For most borrowers, given a reasonable payment schedule, the borrower would prefer to stay in the home and to continue making payments on the property. Given the bleak prospect of ever recovering the original purchase price and the burden of a payment schedule made more difficult by higher interest rates in the case of ARM loans, the borrower has little alternative, but to walk away.

For the lender, default is a house of cards. On default and foreclosure of the loan, the lender accelerates the spiral of declining real estate values and creates an unfriendly market for sale of the collateral.

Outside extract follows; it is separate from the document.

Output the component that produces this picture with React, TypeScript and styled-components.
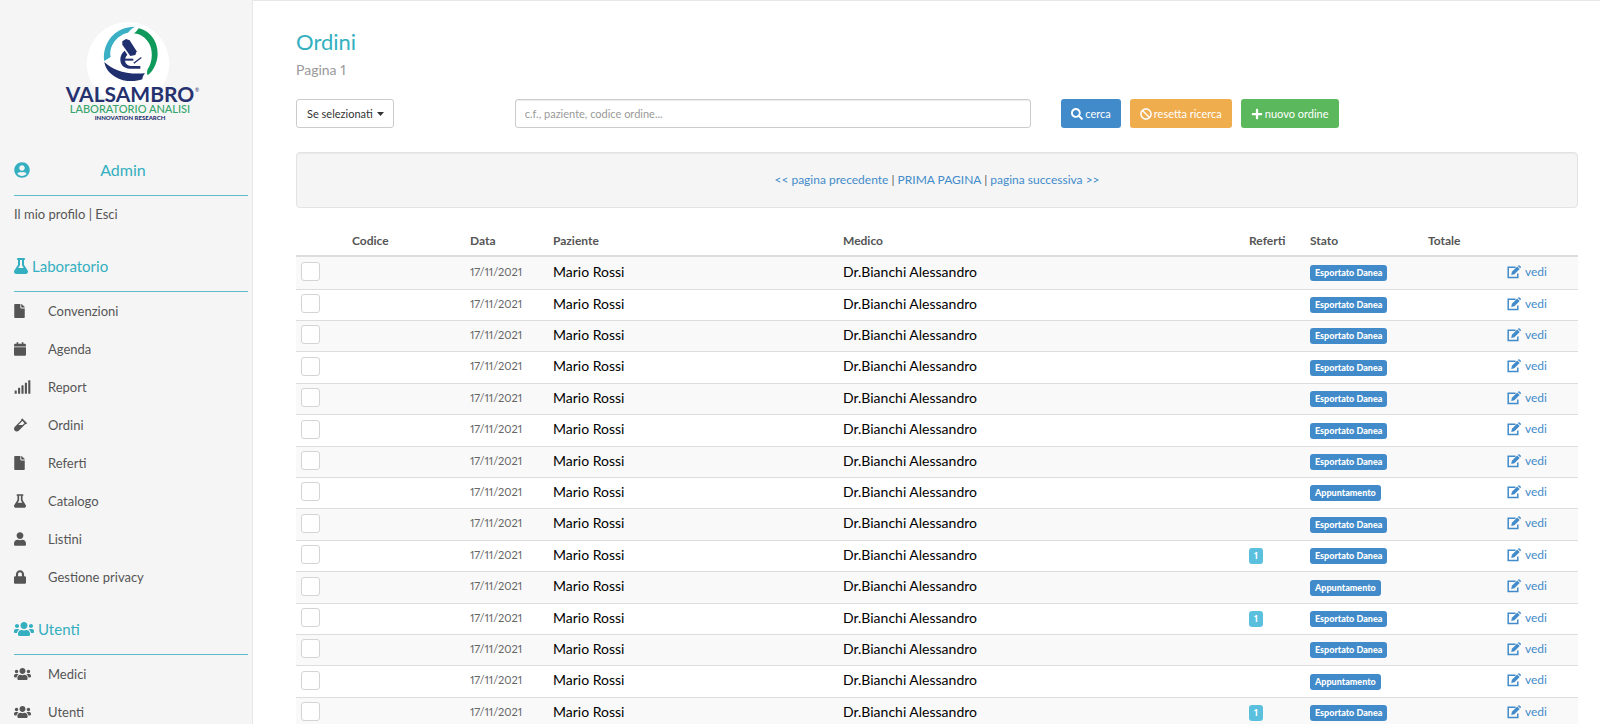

A cooperative solution would be for both the borrower and lender to share the pain of the decline of the real estate market. Borrowers are ready to accept the burden of continued payments if given relief from the terms of the original loan, but lenders need to lighten the burden by accepting some share of the loss, accepting a modification of both the terms of repayment and the principle balance. For the most part, borrowers are powerless to change the equation, but with lenders control of the levers of power, lenders have mostly refused to accept their share of the problem.

The "liar's loan" explanation is a convenient explanation for our current problems, but as a false statement of the problem, it sets us in the wrong direction. In the Angelides commission hearings and the Levin Senate hearings, the "liar's loan" refrain loomed large. The vilification of borrowers and of loan officers who processed the original loans continued. President Obama has hued to the conventional wisdom in his insistence that only "responsible" borrowers will receive relief from their defaulted loans.

Unfortunately, until we are ready to accept a truthful analysis of the current problem, we will not be able to provide a realistic solution to our current dilemma. We need to put aside fault finding with easy explanations like the liar's loans and address the current reality that all parties have been hard hit by a tsunami of declining real estate values.